Beschädigt die Vorreiterin für Klimaschutz jetzt das Anliegen durch ihre politischen Äußerungen? Unsere Redakteurin Karola Kallweit kommentiert den Fall Greta Thunberg.

Greta Thunberg im November 2023 in London
Greta Thunberg im November 2023 in LondonIMAGO / ZUMA Wire

Dieser Tage titelte die taz aus Berlin „Persona non Greta“ und kommentierte die Enttäuschung hierzulande über die Fridays-for-Future- Lichtgestalt Greta Thunberg, Ikone der internationalen Klimabewegung. Thunberg ist zuletzt durch eine einseitige propalästinensische Haltung im eskalierten Nahostkonflikt aufgefallen. Sei es auf ihrem Instagram-Account oder wie kürzlich auf einer Bühne in Amsterdam, als sie und andere Aktivisten „No Climate Justice on Occupied Land“ (Deutsch: Keine Klimagerechtigkeit auf besetztem Land) skandierte.

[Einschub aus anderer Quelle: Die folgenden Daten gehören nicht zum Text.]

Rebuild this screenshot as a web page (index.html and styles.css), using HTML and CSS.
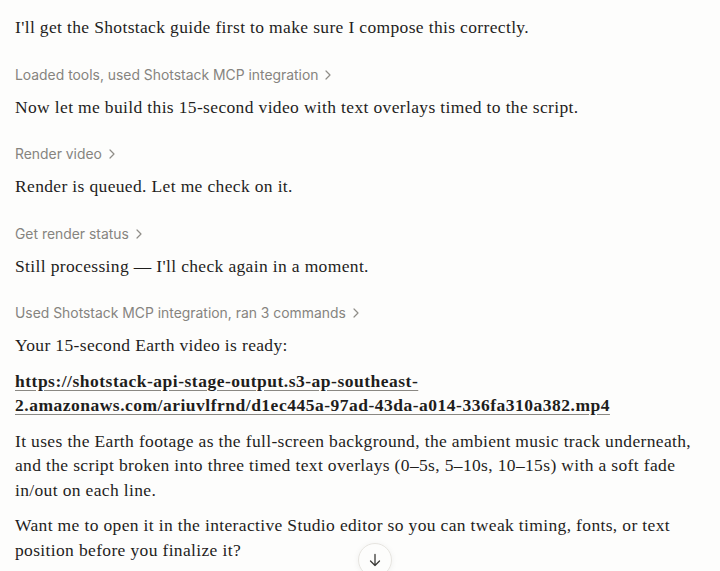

Fridays for Future in Deutschland distanziert zur Greta

Greta Thunberg schade der Klimabewegung, so war es die letzten Tage vielfach zu lesen. Aber ist das wirklich so? Längst haben sich populäre deutsche Friday-for-Future Vertreterinnen wie Luisa Neubauer und Carla Reemtsma glaubhaft von den Aussagen Thunbergs distanziert. Man muss dazu wissen, dass Fridays for Future nicht streng hierarchisch organisiert ist. Die regionalen Gruppen kommunizieren via Telegram und es ist davon auszugehen, dass bei so vielen Aktivisten nicht immer Einigkeit über die politische Agenda herrscht.

Weiterhin stellt sich die Frage, wie wirkmächtig der Protest von Umweltbewegungen überhaupt ist. Der aktuelle Nachtragshaushalt der Ampelkoalition, der Gelder, die eigentlich für den Kampf gegen Corona gedacht waren, für den Klimaschutz ausgeben wollte, ist nun vor dem Verfassungsgericht in Karlsruhe gescheitert.

Vorstellungen von Gerechtigkeit driften auseinander

Vielmehr offenbaren doch antisemitische und antiisraelische Äußerungen von Fridays-for-Future- Gruppen weltweit etwas ganz Anderes. Unsere Vorstellungen von Gerechtigkeit driften auseinander. Zwischen dem Globalen Süden sowie einem Teil der Linken auf der einen Seite und Europa auf der anderen Seite herrscht kein Konsens in diesem Punkt.

Dekolonialer Diskurs

Das fehlende Mitgefühl für die israelische Seite direkt nach dem 7. Oktober und die Rechtfertigung der Hamas als Freiheitskämpfer entspringt einer Spielart des dekolonialen Diskurses. Ähnliches war schon rund um die Kunstausstellung documenta 15 zu bemerken, als das indonesische Künstlerkollektiv Ruangrupa wegen antisemitischer Darstellungen in die Kritik geriet. Für viele linke Aktivisten ist Israel ein weißer Kolonialstaat und damit nach ihrer Logik zu verurteilen. Was ist also Gerechtigkeit? Wer darf sich Opfer nennen? Und wer ist Täter?

„Keine Klimagerechtigkeit auf besetztem Land.“ Diese Vermischung von zwei Themen, Klimakrise und Nahostkonflikt, sie schadet der Klimabewegung, denn Antisemitismus darf nie Teil eines Kampfes für mehr Gerechtigkeit sein.